My one-act play, The Second Annual Administration Building Takeover And Slumber Party, had been slated to premiere this summer at a theater festival, but was cancelled after the the director and at least one actor pulled out, citing "scheduling conflicts". My colleagues have assured me that this isn't as unusual a circumstance as it should be. Nonetheless Wyndham was inspired to write:

Hey student actors! Are you disenchanted with academic administration? Then read this comedy, and perform it! This comedy is an intelligent, probing satire and criticism of administrative politics--- and it will certainly ruffle some feathers in administration. Honest, necessary political theatre just right for a daring group of actors. It's a lot of fun, with quick witty dialog. There's a pillow fight!!! The statement on student activism at the end of the play is powerful. There's no play like this.

Arlecchino Am Ravenous is arguably my most popular play. This one-act started life in 2008 as a structured, long-form improvised performance at the now defunct Willoughby & Baltic art space. I went on to perform it numerous times over the years. It was later performed by Jonathan Samson in Bangkok and presented as part of Laugh/Riot Performing Arts Company's short play festival, Rollercoaster. Arlecchino Am Ravenous also recently appeared in the literary magazine, Steel Toe Review which led to a project about which I hope to be able share news in the near future. Wyndham writes:

Arlecchino of Bergamo is an unforgettable, larger-than-life buffoon. From Heaven to Hell, from auto-cannibalism to clowning, the actor must showcase near madness, an animation and athleticism that is kind of like commedia del'arte to the power of 10. The playwright's logophilia -- the specificity, onomatopoeia and rhythm of Arlecchino's thought-process-in-action -- reminds me of wacky Mac Wellman.

The shortest play of the bunch is Two Cats Explain The Monstrous Moth Group which premiered last year as part of The Changing Scene Theatre Northwest's Summerplay festival. In Wyndham's words:

What's in Ian Thal's Kool-Aid? Whatever it is, I want to drink it. Cats & a bat in an attic -- Thal's images are wonderfully child-like. A perfect piece for puppeteers or costumers seeking a one-of-a-kind challenge.
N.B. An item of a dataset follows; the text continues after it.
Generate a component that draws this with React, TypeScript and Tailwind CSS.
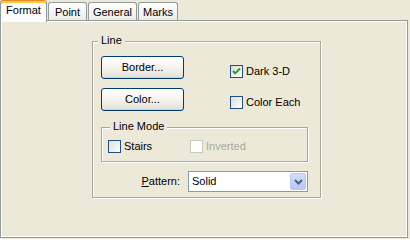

Fabulous, freaky, f-d up -- read it, perform it, direct it.

So What Have I Learnt?

A sample size of two playwrights, especially two who are bound by the rules of the NPX to only post positive recommendations, may be too small a group to arrive at any conclusions of my work, but there are a few things I can glean from them:

Both Haas and Wyndham suggest that at least three of my plays are ideal for a school environment -- particularly in a college and university theater setting (though I suspect that The Second Annual Administration Building Takeover And Slumber Party would be seen as "biting the hand that feeds you" if produced by a university theater department.) It's not something I've given a great deal of thought to, but both of them are more experienced than I am in the business, and if they consider that a potential market, then it's one I ought investigate.

There's also a lot of talk about my use of language: Haas describes one play as "verbally rich" ; Wyndham writes about my "logophilia", citing my "onomatopoeia and rhythm", "alliterative power of [my] poetry, [...]rhetorical strategizing". I take this to mean that it is evident to the reader that rather than setting out to be a dramatist from the beginning, I was a poet who chose to write plays out of a desire to work in long form.